A bump stock is a firearm attachment that allows a shooter to harness the natural recoil of a semi-automatic weapon to quickly re-engage the trigger after firing, enabling him to shoot at an increased rate of speed. When ATF first considered the type of bump stocks at issue here, it understood that they were not machineguns. ATF maintained this position for over a decade, issuing many interpretation letters to that effect to members of the public.

The Government’s regulation violates these principles [Editor’s note: the principle is making rules that fall within the plain reading to the statute]. As an initial matter, it purports to allow ATF—rather than Congress—to set forth the scope of criminal prohibitions.

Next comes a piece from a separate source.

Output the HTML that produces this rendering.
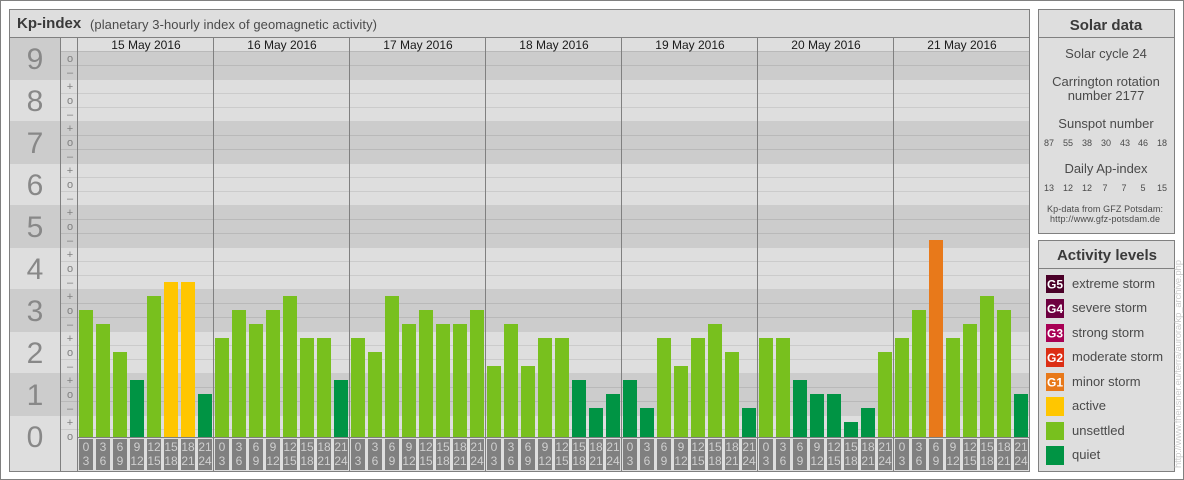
<!DOCTYPE html>
<html lang="en">
<head>
<meta charset="utf-8">
<title>Kp-index</title>
<style>
html,body{margin:0;padding:0;background:#fff}
svg{display:block;font-family:"Liberation Sans",Arial,sans-serif}
text{text-anchor:middle}
.s{text-anchor:start}
.k{font-size:30px;fill:#888888}
.m{font-size:11px;fill:#808080}
.d{font-size:12px;fill:#1a1a1a}
.c{font-size:12px;fill:#cfcfcf}
.t{font-size:13px;fill:#4a4a4a}
.n{font-size:9px;fill:#4a4a4a}
.h{font-size:15px;font-weight:bold;fill:#3a3a3a}
.g{font-size:12px;font-weight:bold;fill:#fff}
</style>
</head>
<body>
<svg xmlns="http://www.w3.org/2000/svg" width="1184" height="480" viewBox="0 0 1184 480">
<g shape-rendering="crispEdges">
<rect x="0.5" y="0.5" width="1183" height="479" fill="#fff" stroke="#808080"/>
<rect x="9.5" y="9.5" width="1020" height="462" fill="#dedede" stroke="#808080"/>
<rect x="1038.5" y="9.5" width="136" height="224" fill="#dedede" stroke="#808080"/>
<rect x="1038.5" y="240.5" width="136" height="231" fill="#dedede" stroke="#808080"/>
<path fill="#808080" d="M10 37h1019v1H10zM1039 37h135v1h-135zM1039 268h135v1h-135z"/>
<path fill="#cccccc" d="M10 38h50v42H10zM60 52h969v28H60zM10 121h1019v43H10zM10 205h1019v43H10zM10 289h1019v43H10zM10 373h1019v43H10z"/>
<path fill="#b9b9b9" d="M61 51h968v1H61zM61 65h968v1H61zM61 135h968v1H61zM61 149h968v1H61zM61 219h968v1H61zM61 233h968v1H61zM61 303h968v1H61zM61 317h968v1H61zM61 387h968v1H61zM61 401h968v1H61z"/>
<path fill="#cbcbcb" d="M61 93h968v1H61zM61 107h968v1H61zM61 177h968v1H61zM61 191h968v1H61zM61 261h968v1H61zM61 275h968v1H61zM61 345h968v1H61zM61 359h968v1H61zM61 429h968v1H61z"/>
<rect x="78" y="438" width="951" height="33" fill="#dedede"/>
<path fill="#808080" d="M60 38h1v433h-1zM77 38h1v433h-1zM213 38h1v433h-1zM349 38h1v433h-1zM485 38h1v433h-1zM621 38h1v433h-1zM757 38h1v433h-1zM893 38h1v433h-1zM78 437h951v1H78z"/>
<path fill="#78c01e" d="M79 310h14v127H79zM96 324h14v113H96zM113 352h14v85h-14zM147 296h14v141h-14zM215 338h14v99h-14zM232 310h14v127h-14zM249 324h14v113h-14zM266 310h14v127h-14zM283 296h14v141h-14zM300 338h14v99h-14zM317 338h14v99h-14zM351 338h14v99h-14zM368 352h14v85h-14zM385 296h14v141h-14zM402 324h14v113h-14zM419 310h14v127h-14zM436 324h14v113h-14zM453 324h14v113h-14zM470 310h14v127h-14zM487 366h14v71h-14zM504 324h14v113h-14zM521 366h14v71h-14zM538 338h14v99h-14zM555 338h14v99h-14zM657 338h14v99h-14zM674 366h14v71h-14zM691 338h14v99h-14zM708 324h14v113h-14zM725 352h14v85h-14zM759 338h14v99h-14zM776 338h14v99h-14zM878 352h14v85h-14zM895 338h14v99h-14zM912 310h14v127h-14zM946 338h14v99h-14zM963 324h14v113h-14zM980 296h14v141h-14zM997 310h14v127h-14z"/>
<path fill="#009444" d="M130 380h14v57h-14zM198 394h14v43h-14zM334 380h14v57h-14zM572 380h14v57h-14zM589 408h14v29h-14zM606 394h14v43h-14zM623 380h14v57h-14zM640 408h14v29h-14zM742 408h14v29h-14zM793 380h14v57h-14zM810 394h14v43h-14zM827 394h14v43h-14zM844 422h14v15h-14zM861 408h14v29h-14zM1014 394h14v43h-14z"/>
<path fill="#ffc600" d="M164 282h14v155h-14zM181 282h14v155h-14z"/>
<path fill="#e8791a" d="M929 240h14v197h-14z"/>
<path fill="#808080" d="M79 439h14v31H79zM96 439h14v31H96zM113 439h14v31h-14zM130 439h14v31h-14zM147 439h14v31h-14zM164 439h14v31h-14zM181 439h14v31h-14zM198 439h14v31h-14zM215 439h14v31h-14zM232 439h14v31h-14zM249 439h14v31h-14zM266 439h14v31h-14zM283 439h14v31h-14zM300 439h14v31h-14zM317 439h14v31h-14zM334 439h14v31h-14zM351 439h14v31h-14zM368 439h14v31h-14zM385 439h14v31h-14zM402 439h14v31h-14zM419 439h14v31h-14zM436 439h14v31h-14zM453 439h14v31h-14zM470 439h14v31h-14zM487 439h14v31h-14zM504 439h14v31h-14zM521 439h14v31h-14zM538 439h14v31h-14zM555 439h14v31h-14zM572 439h14v31h-14zM589 439h14v31h-14zM606 439h14v31h-14zM623 439h14v31h-14zM640 439h14v31h-14zM657 439h14v31h-14zM674 439h14v31h-14zM691 439h14v31h-14zM708 439h14v31h-14zM725 439h14v31h-14zM742 439h14v31h-14zM759 439h14v31h-14zM776 439h14v31h-14zM793 439h14v31h-14zM810 439h14v31h-14zM827 439h14v31h-14zM844 439h14v31h-14zM861 439h14v31h-14zM878 439h14v31h-14zM895 439h14v31h-14zM912 439h14v31h-14zM929 439h14v31h-14zM946 439h14v31h-14zM963 439h14v31h-14zM980 439h14v31h-14zM997 439h14v31h-14zM1014 439h14v31h-14z"/>
<rect x="1046" y="275" width="18" height="18" fill="#4a0028"/>
<rect x="1046" y="299" width="18" height="19" fill="#6e0040"/>
<rect x="1046" y="324" width="18" height="18" fill="#a80054"/>
<rect x="1046" y="348" width="18" height="19" fill="#dc2e14"/>
<rect x="1046" y="373" width="18" height="18" fill="#e8791a"/>
<rect x="1046" y="397" width="18" height="19" fill="#ffc600"/>
<rect x="1046" y="422" width="18" height="18" fill="#78c01e"/>
<rect x="1046" y="446" width="18" height="19" fill="#009444"/>
</g>

<text class="h s" x="17" y="28">Kp-index</text>
<text class="t s" x="90" y="29" textLength="287">(planetary 3-hourly index of geomagnetic activity)</text>

<text class="k" x="35" y="69">9</text>
<text class="k" x="35" y="111">8</text>
<text class="k" x="35" y="153">7</text>
<text class="k" x="35" y="195">6</text>
<text class="k" x="35" y="237">5</text>
<text class="k" x="35" y="279">4</text>
<text class="k" x="35" y="321">3</text>
<text class="k" x="35" y="363">2</text>
<text class="k" x="35" y="405">1</text>
<text class="k" x="35" y="447">0</text>

<g class="m">
<text class="m" x="70" y="62">o</text><text class="m" x="70" y="76">–</text>
<text class="m" x="70" y="90">+</text><text class="m" x="70" y="104">o</text><text class="m" x="70" y="118">–</text>
<text class="m" x="70" y="132">+</text><text class="m" x="70" y="146">o</text><text class="m" x="70" y="160">–</text>
<text class="m" x="70" y="174">+</text><text class="m" x="70" y="188">o</text><text class="m" x="70" y="202">–</text>
<text class="m" x="70" y="216">+</text><text class="m" x="70" y="230">o</text><text class="m" x="70" y="244">–</text>
<text class="m" x="70" y="258">+</text><text class="m" x="70" y="272">o</text><text class="m" x="70" y="286">–</text>
<text class="m" x="70" y="300">+</text><text class="m" x="70" y="314">o</text><text class="m" x="70" y="328">–</text>
<text class="m" x="70" y="342">+</text><text class="m" x="70" y="356">o</text><text class="m" x="70" y="370">–</text>
<text class="m" x="70" y="384">+</text><text class="m" x="70" y="398">o</text><text class="m" x="70" y="412">–</text>
<text class="m" x="70" y="426">+</text><text class="m" x="70" y="440">o</text>
</g>

<text class="d" x="146" y="49">15 May 2016</text>
<text class="d" x="282" y="49">16 May 2016</text>
<text class="d" x="418" y="49">17 May 2016</text>
<text class="d" x="554" y="49">18 May 2016</text>
<text class="d" x="690" y="49">19 May 2016</text>
<text class="d" x="826" y="49">20 May 2016</text>
<text class="d" x="962" y="49">21 May 2016</text>

<text class="c" y="451"><tspan x="86">0</tspan><tspan x="103">3</tspan><tspan x="120">6</tspan><tspan x="137">9</tspan><tspan x="154">12</tspan><tspan x="171">15</tspan><tspan x="188">18</tspan><tspan x="205">21</tspan><tspan x="222">0</tspan><tspan x="239">3</tspan><tspan x="256">6</tspan><tspan x="273">9</tspan><tspan x="290">12</tspan><tspan x="307">15</tspan><tspan x="324">18</tspan><tspan x="341">21</tspan><tspan x="358">0</tspan><tspan x="375">3</tspan><tspan x="392">6</tspan><tspan x="409">9</tspan><tspan x="426">12</tspan><tspan x="443">15</tspan><tspan x="460">18</tspan><tspan x="477">21</tspan><tspan x="494">0</tspan><tspan x="511">3</tspan><tspan x="528">6</tspan><tspan x="545">9</tspan><tspan x="562">12</tspan><tspan x="579">15</tspan><tspan x="596">18</tspan><tspan x="613">21</tspan><tspan x="630">0</tspan><tspan x="647">3</tspan><tspan x="664">6</tspan><tspan x="681">9</tspan><tspan x="698">12</tspan><tspan x="715">15</tspan><tspan x="732">18</tspan><tspan x="749">21</tspan><tspan x="766">0</tspan><tspan x="783">3</tspan><tspan x="800">6</tspan><tspan x="817">9</tspan><tspan x="834">12</tspan><tspan x="851">15</tspan><tspan x="868">18</tspan><tspan x="885">21</tspan><tspan x="902">0</tspan><tspan x="919">3</tspan><tspan x="936">6</tspan><tspan x="953">9</tspan><tspan x="970">12</tspan><tspan x="987">15</tspan><tspan x="1004">18</tspan><tspan x="1021">21</tspan></text>
<text class="c" y="465"><tspan x="86">3</tspan><tspan x="103">6</tspan><tspan x="120">9</tspan><tspan x="137">12</tspan><tspan x="154">15</tspan><tspan x="171">18</tspan><tspan x="188">21</tspan><tspan x="205">24</tspan><tspan x="222">3</tspan><tspan x="239">6</tspan><tspan x="256">9</tspan><tspan x="273">12</tspan><tspan x="290">15</tspan><tspan x="307">18</tspan><tspan x="324">21</tspan><tspan x="341">24</tspan><tspan x="358">3</tspan><tspan x="375">6</tspan><tspan x="392">9</tspan><tspan x="409">12</tspan><tspan x="426">15</tspan><tspan x="443">18</tspan><tspan x="460">21</tspan><tspan x="477">24</tspan><tspan x="494">3</tspan><tspan x="511">6</tspan><tspan x="528">9</tspan><tspan x="545">12</tspan><tspan x="562">15</tspan><tspan x="579">18</tspan><tspan x="596">21</tspan><tspan x="613">24</tspan><tspan x="630">3</tspan><tspan x="647">6</tspan><tspan x="664">9</tspan><tspan x="681">12</tspan><tspan x="698">15</tspan><tspan x="715">18</tspan><tspan x="732">21</tspan><tspan x="749">24</tspan><tspan x="766">3</tspan><tspan x="783">6</tspan><tspan x="800">9</tspan><tspan x="817">12</tspan><tspan x="834">15</tspan><tspan x="851">18</tspan><tspan x="868">21</tspan><tspan x="885">24</tspan><tspan x="902">3</tspan><tspan x="919">6</tspan><tspan x="936">9</tspan><tspan x="953">12</tspan><tspan x="970">15</tspan><tspan x="987">18</tspan><tspan x="1004">21</tspan><tspan x="1021">24</tspan></text>

<text class="h" x="1106" y="30">Solar data</text>
<text class="t" x="1106" y="58">Solar cycle 24</text>
<text class="t" x="1106" y="86">Carrington rotation</text>
<text class="t" x="1106" y="100">number 2177</text>
<text class="t" x="1106" y="128">Sunspot number</text>
<text class="n" y="146"><tspan x="1049">87</tspan><tspan x="1068">55</tspan><tspan x="1087">38</tspan><tspan x="1106">30</tspan><tspan x="1125">43</tspan><tspan x="1143">46</tspan><tspan x="1162">18</tspan></text>
<text class="t" x="1106" y="173">Daily Ap-index</text>
<text class="n" y="191"><tspan x="1049">13</tspan><tspan x="1068">12</tspan><tspan x="1087">12</tspan><tspan x="1105">7</tspan><tspan x="1124">7</tspan><tspan x="1143">5</tspan><tspan x="1162">15</tspan></text>
<text class="n s" x="1047" y="212" textLength="116">Kp-data from GFZ Potsdam:</text>
<text class="n s" x="1050" y="222" textLength="110">http://www.gfz-potsdam.de</text>

<text class="h" x="1107" y="260">Activity levels</text>
<text class="g" x="1055" y="288.500">G5</text>
<text class="g" x="1055" y="313">G4</text>
<text class="g" x="1055" y="337.500">G3</text>
<text class="g" x="1055" y="362">G2</text>
<text class="g" x="1055" y="386.500">G1</text>
<text class="t s" x="1072" y="288">extreme storm</text>
<text class="t s" x="1072" y="312">severe storm</text>
<text class="t s" x="1072" y="337">strong storm</text>
<text class="t s" x="1072" y="361">moderate storm</text>
<text class="t s" x="1072" y="386">minor storm</text>
<text class="t s" x="1072" y="410">active</text>
<text class="t s" x="1072" y="435">unsettled</text>
<text class="t s" x="1072" y="459">quiet</text>

<text x="0" y="0" transform="translate(1181 468) rotate(-90)" textLength="208" style="text-anchor:start;font-size:9.500px;fill:#cccccc">http://www.fheusner.eu/terra/aurora/kp_archive.php</text>
</svg>
</body>
</html>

Indeed, the Government would outlaw bump stocks by administrative fiat even though the very same agency routinely interpreted the ban on machineguns as not applying to the type of bump stocks at issue here. Nor can we say that the statutory definition unambiguously supports the Government’s interpretation. As noted above, we conclude that it unambiguously does not. But even if we are wrong, the statute is at least ambiguous in this regard. And if the statute is ambiguous, Congress must cure that ambiguity, not the federal courts.

This is the state of play as the Supreme Court prepares to hear the case.

While most people are looking at this as strictly a gun control issue, I think the antipathy of the conservative wing of the Supreme Court to Chevron Deference and whether the Justice Department and BATFE’s decision to declare a weapon equipped with a bump stock to be a machine gun is reasonable will play a huge role.

This case is not a slam dunk, but I think it is very close to being one.